Moving forward, C&H is considering ways to extend the use of its new EDI capabilities to its supply base, perhaps trading purchase orders and receiving notices with some of its key suppliers. Currently, the sugar company is looking to link with its outside contracted warehouses directly via EDI. To date, C&H has simply provided the warehouses with PCs and printers at their locations, and the warehouse staff provides the "sneaker-ware," entering transactions for receiving and shipping C&H's products in both their own systems and directly into the sugar company's SAP system. C&H currently is in the process of establishing those EDI links with a handful of its larger warehouses so that these facilities systems can send transactions directly into C&H's ERP, and the company is considering additional projects in this regard as it sees the benefits of reduced labor at the warehouses and increased inventory accuracy from the direct, system-to-system transactions.
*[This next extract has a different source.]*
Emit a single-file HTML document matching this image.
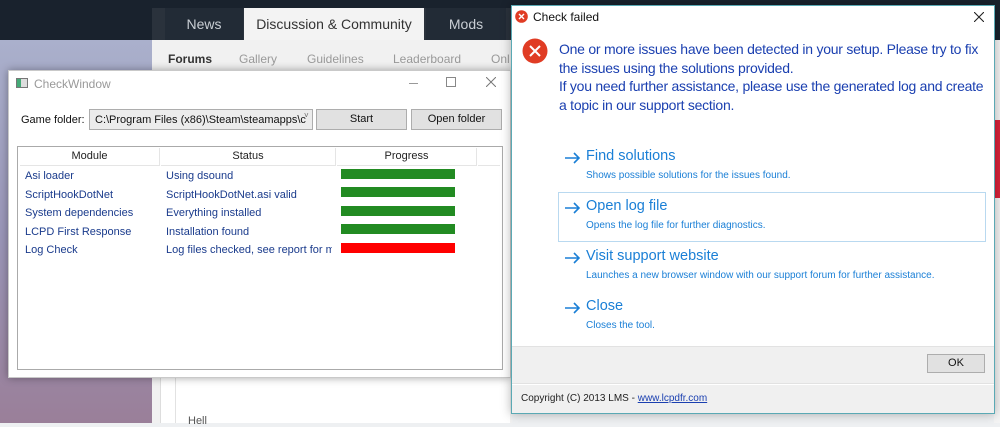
<!DOCTYPE html>
<html><head><meta charset="utf-8"><style>
*{margin:0;padding:0;box-sizing:border-box}
body{width:1000px;height:423px;overflow:hidden;position:relative;font-family:"Liberation Sans","DejaVu Sans",sans-serif;background:#eef0f2}
.abs{position:absolute}
.f11{font-size:11px}
.lt{position:absolute;left:21px;font-size:14.5px;white-space:nowrap}
.ld{position:absolute;left:21px;font-size:10px;white-space:nowrap}
.ar{position:absolute;left:0}
</style></head><body>
<div class="abs" style="left:0;top:0;width:1000px;height:40px;background:#19222d"></div>
<div class="abs" style="left:0;top:40px;width:152px;height:383px;background:linear-gradient(180deg,#aab0cc 0%,#9a96b8 50%,#9a7f99 100%)"></div>
<div class="abs" style="left:152px;top:8px;width:360px;height:32px;background:#2a323c"></div>
<div class="abs" style="left:165px;top:8px;width:78px;height:32px;background:#222b36;color:#c9ced4;font-size:14px;text-align:center;line-height:32px">News</div>
<div class="abs" style="left:244px;top:8px;width:180px;height:32px;background:#f3f3f3;color:#333;font-size:14px;text-align:center;line-height:32px">Discussion &amp; Community</div>
<div class="abs" style="left:426px;top:8px;width:80px;height:32px;background:#222b36;color:#c9ced4;font-size:14px;text-align:center;line-height:32px">Mods</div>
<div class="abs" style="left:152px;top:40px;width:360px;height:383px;background:#f1f1f1"></div>
<div class="abs" style="left:152px;top:40px;width:360px;height:30px;font-size:12px;color:#999">
<span class="abs" style="left:16px;top:12px;color:#333;font-weight:bold">Forums</span>
<span class="abs" style="left:87px;top:12px">Gallery</span>
<span class="abs" style="left:155px;top:12px">Guidelines</span>
<span class="abs" style="left:241px;top:12px">Leaderboard</span>
<span class="abs" style="left:339px;top:12px">Onl</span></div>
<div class="abs" style="left:160px;top:370px;width:350px;height:53px;background:#fff;border-left:1px solid #ddd"></div>
<div class="abs" style="left:175px;top:370px;width:335px;height:53px;background:#fff;border-left:1px solid #e2e2e2"></div>
<div class="abs" style="left:188px;top:415px;font-size:11px;color:#555">Hell</div>
<div class="abs" style="left:994px;top:40px;width:6px;height:383px;background:#f4f4f4"></div>
<div class="abs" style="left:994px;top:120px;width:6px;height:78px;background:#d9223a"></div>

<div class="abs" style="left:8px;top:70px;width:503px;height:308px;background:#fff;border:1px solid #c9c9c9;box-shadow:0 0 8px rgba(0,0,0,.35)">
 <div class="abs" style="left:7px;top:7px;width:12px;height:10px;border:1px solid #777;background:linear-gradient(90deg,#4a7 0 40%,#ddd 40%)"></div>
 <div class="abs f11" style="left:25px;top:6px;color:#999;font-size:12px">CheckWindow</div>
 <div class="abs" style="left:400px;top:12px;width:9px;height:1px;background:#999"></div>
 <div class="abs" style="left:437px;top:6px;width:10px;height:10px;border:1px solid #888"></div>
 <svg class="abs" style="left:477px;top:6px" width="10" height="10"><path d="M0 0L10 10M10 0L0 10" stroke="#777" stroke-width="1"/></svg>
 <div class="abs f11" style="left:12px;top:43px;color:#111">Game folder:</div>
 <div class="abs f11" style="left:80px;top:38px;width:224px;height:21px;border:1px solid #adadad;background:#ececec;padding:4px 5px;color:#111;white-space:nowrap;overflow:hidden">C:\Program Files (x86)\Steam\steamapps\c</div>
 <div class="abs" style="left:295px;top:40px;font-size:8px;color:#666">˅</div>
 <div class="abs f11" style="left:307px;top:38px;width:91px;height:21px;border:1px solid #adadad;background:#e1e1e1;text-align:center;line-height:19px;color:#111">Start</div>
 <div class="abs f11" style="left:402px;top:38px;width:91px;height:21px;border:1px solid #adadad;background:#e1e1e1;text-align:center;line-height:19px;color:#111">Open folder</div>
 <div class="abs" style="left:8px;top:75px;width:486px;height:224px;border:1px solid #aaa;background:#fff">
  <div class="abs f11" style="left:2px;top:1px;width:140px;height:18px;border-right:1px solid #e5e5e5;border-bottom:1px solid #e5e5e5;text-align:center;line-height:17px;color:#222">Module</div>
  <div class="abs f11" style="left:143px;top:1px;width:175px;height:18px;border-right:1px solid #e5e5e5;border-bottom:1px solid #e5e5e5;text-align:center;line-height:17px;color:#222">Status</div>
  <div class="abs f11" style="left:319px;top:1px;width:140px;height:18px;border-right:1px solid #e5e5e5;border-bottom:1px solid #e5e5e5;text-align:center;line-height:17px;color:#222">Progress</div>
  <div class="abs" style="left:460px;top:1px;width:22px;height:18px;border-bottom:1px solid #e5e5e5"></div>
 </div>
</div>
<div class="abs f11" style="left:25px;top:167px;color:#1a3b8c;line-height:18.5px">Asi loader<br>ScriptHookDotNet<br>System dependencies<br>LCPD First Response<br>Log Check</div>
<div class="abs f11" style="left:166px;top:167px;color:#1a3b8c;line-height:18.5px;white-space:nowrap;width:166px;overflow:hidden">Using dsound<br>ScriptHookDotNet.asi valid<br>Everything installed<br>Installation found<br>Log files checked, see report for mo</div>
<div class="abs" style="left:341px;top:169px;width:114px;height:10px;background:#228b22"></div>
<div class="abs" style="left:341px;top:187px;width:114px;height:10px;background:#228b22"></div>
<div class="abs" style="left:341px;top:206px;width:114px;height:10px;background:#228b22"></div>
<div class="abs" style="left:341px;top:224px;width:114px;height:10px;background:#228b22"></div>
<div class="abs" style="left:341px;top:243px;width:114px;height:10px;background:#ff0000"></div>

<div class="abs" style="left:511px;top:5px;width:484px;height:409px;background:#fff;border:1px solid #5aa9b4;box-shadow:0 0 10px rgba(0,0,0,.3)">
 <svg class="abs" style="left:3px;top:4px" width="13" height="13" viewBox="0 0 13 13"><circle cx="6.5" cy="6.5" r="6.3" fill="#e03c24"/><path d="M4 4L9 9M9 4L4 9" stroke="#fff" stroke-width="1.4"/></svg>
 <div class="abs" style="left:21px;top:4px;font-size:12px;color:#111">Check failed</div>
 <svg class="abs" style="left:462px;top:6px" width="10" height="10"><path d="M0 0L10 10M10 0L0 10" stroke="#222" stroke-width="1.1"/></svg>
 <svg class="abs" style="left:10px;top:32px" width="26" height="26" viewBox="0 0 26 26"><circle cx="13" cy="13" r="12.5" fill="#e03c24"/><path d="M8 8L18 18M18 8L8 18" stroke="#fff" stroke-width="2"/></svg>
 <div class="abs" style="left:47px;top:34px;font-size:14px;letter-spacing:-0.25px;line-height:18.5px;color:#1a3fb0;white-space:nowrap">One or more issues have been detected in your setup. Please try to fix<br>the issues using the solutions provided.<br>If you need further assistance, please use the generated log and create<br>a topic in our support section.</div>
 <div class="abs" style="left:46px;top:186px;width:428px;height:50px;border:1px solid #b9d9f0"></div>
 <div class="abs" style="left:53px;top:141px;color:#1a7fd6">
  <svg class="ar" style="top:5px" width="16" height="12"><path d="M0 6H14M9 1L14 6L9 11" stroke="#1a7fd6" stroke-width="1.6" fill="none"/></svg>
  <div class="lt" style="top:1px">Find solutions</div>
  <div class="ld" style="top:23px">Shows possible solutions for the issues found.</div>
  <svg class="ar" style="top:55px" width="16" height="12"><path d="M0 6H14M9 1L14 6L9 11" stroke="#1a7fd6" stroke-width="1.6" fill="none"/></svg>
  <div class="lt" style="top:51px">Open log file</div>
  <div class="ld" style="top:73px">Opens the log file for further diagnostics.</div>
  <svg class="ar" style="top:105px" width="16" height="12"><path d="M0 6H14M9 1L14 6L9 11" stroke="#1a7fd6" stroke-width="1.6" fill="none"/></svg>
  <div class="lt" style="top:101px">Visit support website</div>
  <div class="ld" style="top:123px">Launches a new browser window with our support forum for further assistance.</div>
  <svg class="ar" style="top:155px" width="16" height="12"><path d="M0 6H14M9 1L14 6L9 11" stroke="#1a7fd6" stroke-width="1.6" fill="none"/></svg>
  <div class="lt" style="top:151px">Close</div>
  <div class="ld" style="top:173px">Closes the tool.</div>
 </div>
 <div class="abs" style="left:0;top:340px;width:482px;height:38px;background:#f0f0f0;border-top:1px solid #e2e2e2;border-bottom:1px solid #e2e2e2"></div>
 <div class="abs f11" style="left:415px;top:348px;width:58px;height:19px;border:1px solid #adadad;background:#e1e1e1;text-align:center;line-height:17px;color:#111">OK</div>
 <div class="abs" style="left:0;top:379px;width:482px;height:28px;background:#f0f0f0"></div>
 <div class="abs" style="left:9px;top:387px;font-size:10px;color:#222">Copyright (C) 2013 LMS - <span style="color:#1a3fb0;text-decoration:underline">www.lcpdfr.com</span></div>
</div>
</body></html>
The return on investment in moving to the SAP/SEEBURGER solution has come in several forms. For instance, the completion of the project has freed up employees previously occupied with supporting the mainframe and EDI traffic, allowing these resources to be devoted to other projects, including implementing EDI with additional customers. This will, of course, result in some cost savings as C&H is able to move more of its business off of fee-based VANs. And the company is seeing improved customer satisfaction just because of the reliability of the transactions, the visibility of the transactions and the reduction in transaction errors. But Walden says that the most significant payoff has been just moving away from the old mainframe system. "The legacy system was near collapse, so our goal was basically to ensure that we could continue to support our customers as well or better than we were able to before," he says, concluding, "Basically the choice was either we do this or we don't run the business with an ERP system."